The five words that loaded highest on PC1 (word frequency) were implement, evaluate, finalize, strengthen, and expedite (Average [SD] log frequency: 7.72 [1.63]). The five words that loaded lowest on PC1 were cherub, puss, wienie, hussy, and senorita (Average [SD] log frequency: 4.82 [1.05]). It is not obvious from inspection of the poles that PC1 is organizing words by word frequency, despite the fact that the frequencies for the two sets are reliably different [Welch’s t(6.28) = –3.46, p = .01]. Rather, the high-loading words all involve the sustained application of power, whereas the low-loading words have a tendency to be discussed as things that are “acted on” rather than “acting.” These themes of activity and potency suggest that PC1 may be related to Osgood et al.’s (1957) hybrid affective concept of dynamism. However, it is also clear that one pole tends strongly toward femininity, suggesting that this pole may be organizing words along a feminine/masculine axis. These interpretations are not mutually exclusive: Feminist literature points out that general discourse conflates females as objects and males as subjects (Fredrickson & Roberts, 1997). Similar patterns were noted when observation was extended out to the top and bottom 20 words: the bottom pole contained additional words like minx, wench, floozy, fatso, twat, pecker, sleepyhead, chick, sweetie, and dude, whereas the top pole contained words like consolidate, provide, prioritize, accelerate, establish, assess, improve, facilitate, defer, and extend.

The idea that masculinity/femininity might be an organizing semantic axis in an old one.
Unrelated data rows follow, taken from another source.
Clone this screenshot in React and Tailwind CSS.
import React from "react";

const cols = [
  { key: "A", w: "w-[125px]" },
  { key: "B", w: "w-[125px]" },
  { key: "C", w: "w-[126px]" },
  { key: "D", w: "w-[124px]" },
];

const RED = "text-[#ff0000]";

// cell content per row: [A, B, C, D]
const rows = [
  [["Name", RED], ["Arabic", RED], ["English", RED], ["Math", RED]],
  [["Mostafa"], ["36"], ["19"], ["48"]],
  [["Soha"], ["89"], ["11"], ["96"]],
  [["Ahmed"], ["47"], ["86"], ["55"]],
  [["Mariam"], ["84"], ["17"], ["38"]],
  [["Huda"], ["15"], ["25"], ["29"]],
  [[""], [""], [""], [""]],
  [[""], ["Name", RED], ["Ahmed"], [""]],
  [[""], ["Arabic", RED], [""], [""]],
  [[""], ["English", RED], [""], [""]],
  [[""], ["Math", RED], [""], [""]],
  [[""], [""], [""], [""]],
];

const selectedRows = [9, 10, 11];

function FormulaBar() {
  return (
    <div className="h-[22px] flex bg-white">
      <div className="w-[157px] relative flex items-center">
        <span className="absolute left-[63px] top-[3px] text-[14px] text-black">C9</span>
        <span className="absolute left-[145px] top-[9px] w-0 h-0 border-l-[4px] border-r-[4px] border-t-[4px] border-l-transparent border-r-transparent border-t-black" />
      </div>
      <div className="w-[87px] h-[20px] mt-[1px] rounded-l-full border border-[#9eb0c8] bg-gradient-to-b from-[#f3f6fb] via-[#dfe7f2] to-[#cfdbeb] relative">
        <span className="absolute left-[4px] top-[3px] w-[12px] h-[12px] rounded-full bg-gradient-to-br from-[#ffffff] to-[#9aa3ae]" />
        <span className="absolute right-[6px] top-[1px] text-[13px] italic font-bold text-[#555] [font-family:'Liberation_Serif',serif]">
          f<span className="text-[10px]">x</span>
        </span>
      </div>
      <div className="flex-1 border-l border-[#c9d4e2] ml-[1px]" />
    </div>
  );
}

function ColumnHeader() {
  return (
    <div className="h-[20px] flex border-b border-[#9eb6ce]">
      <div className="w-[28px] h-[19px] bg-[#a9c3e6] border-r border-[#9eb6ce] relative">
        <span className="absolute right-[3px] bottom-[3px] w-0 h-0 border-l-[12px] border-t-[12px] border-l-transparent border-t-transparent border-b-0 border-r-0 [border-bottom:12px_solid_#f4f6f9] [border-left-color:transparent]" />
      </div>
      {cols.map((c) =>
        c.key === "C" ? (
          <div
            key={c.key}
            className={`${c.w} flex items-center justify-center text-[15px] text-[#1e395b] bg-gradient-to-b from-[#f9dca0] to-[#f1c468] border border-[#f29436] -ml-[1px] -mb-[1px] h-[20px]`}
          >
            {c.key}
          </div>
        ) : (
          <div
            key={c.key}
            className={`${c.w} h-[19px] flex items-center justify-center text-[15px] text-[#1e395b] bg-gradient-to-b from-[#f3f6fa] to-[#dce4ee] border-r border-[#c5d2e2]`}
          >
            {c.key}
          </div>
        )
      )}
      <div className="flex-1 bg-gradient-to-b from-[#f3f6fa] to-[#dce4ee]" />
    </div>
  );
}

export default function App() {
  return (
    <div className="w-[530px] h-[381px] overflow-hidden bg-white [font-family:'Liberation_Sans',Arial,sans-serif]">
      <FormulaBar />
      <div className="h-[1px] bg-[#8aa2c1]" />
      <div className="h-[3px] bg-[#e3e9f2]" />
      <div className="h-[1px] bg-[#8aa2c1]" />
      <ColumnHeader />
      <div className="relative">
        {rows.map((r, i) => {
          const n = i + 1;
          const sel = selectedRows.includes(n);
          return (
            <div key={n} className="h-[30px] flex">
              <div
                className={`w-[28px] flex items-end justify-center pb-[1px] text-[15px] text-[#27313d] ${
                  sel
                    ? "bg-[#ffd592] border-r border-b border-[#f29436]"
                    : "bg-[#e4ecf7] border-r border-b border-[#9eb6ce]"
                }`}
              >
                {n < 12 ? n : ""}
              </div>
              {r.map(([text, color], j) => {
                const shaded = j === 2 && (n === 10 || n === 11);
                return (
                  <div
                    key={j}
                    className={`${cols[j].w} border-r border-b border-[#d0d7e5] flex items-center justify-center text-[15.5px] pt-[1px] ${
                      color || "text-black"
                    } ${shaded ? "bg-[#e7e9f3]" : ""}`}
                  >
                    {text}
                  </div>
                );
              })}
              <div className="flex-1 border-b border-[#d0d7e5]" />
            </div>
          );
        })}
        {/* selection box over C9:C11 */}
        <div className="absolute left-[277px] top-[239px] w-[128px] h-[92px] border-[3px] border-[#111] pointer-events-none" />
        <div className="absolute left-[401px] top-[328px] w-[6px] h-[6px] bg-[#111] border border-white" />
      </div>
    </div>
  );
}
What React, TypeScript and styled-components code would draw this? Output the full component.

Whorf (1945) pointed out that

smaller animals usually are “it”; larger animals often “he”; dogs, eagles, and turkeys usually “he”; cats and wrens usually “she,” body parts and the whole botanical world “it”; countries and states as fictive persons (but not as localities) “she”; cities, societies and corporations as fictive persons “it”; the human body “it,” a ghost “it”; nature “she”; watercraft with sail or power and named small craft “she”; unnamed rowboats, canoes, rafts, “it,” etc. (p. 3)

Many empirical studies have supported the claim that gender plays a role in semantic processing. Osgood et al. (1957) showed that there was a strong relationship between their basic dimension of potency and judgments by English speakers of masculinity/femininity. Mismatches between expected (stereotyped) and marked gender (i.e., a butcher referred to in English with a feminine pronoun) have repeatedly been shown to impede comprehension in a variety of tasks (reviewed in Scheutz & Eberhard, 2004; more recently, see Bender, Beller, & Klauer, 2016; Esaulova & von Stockhausen, 2015).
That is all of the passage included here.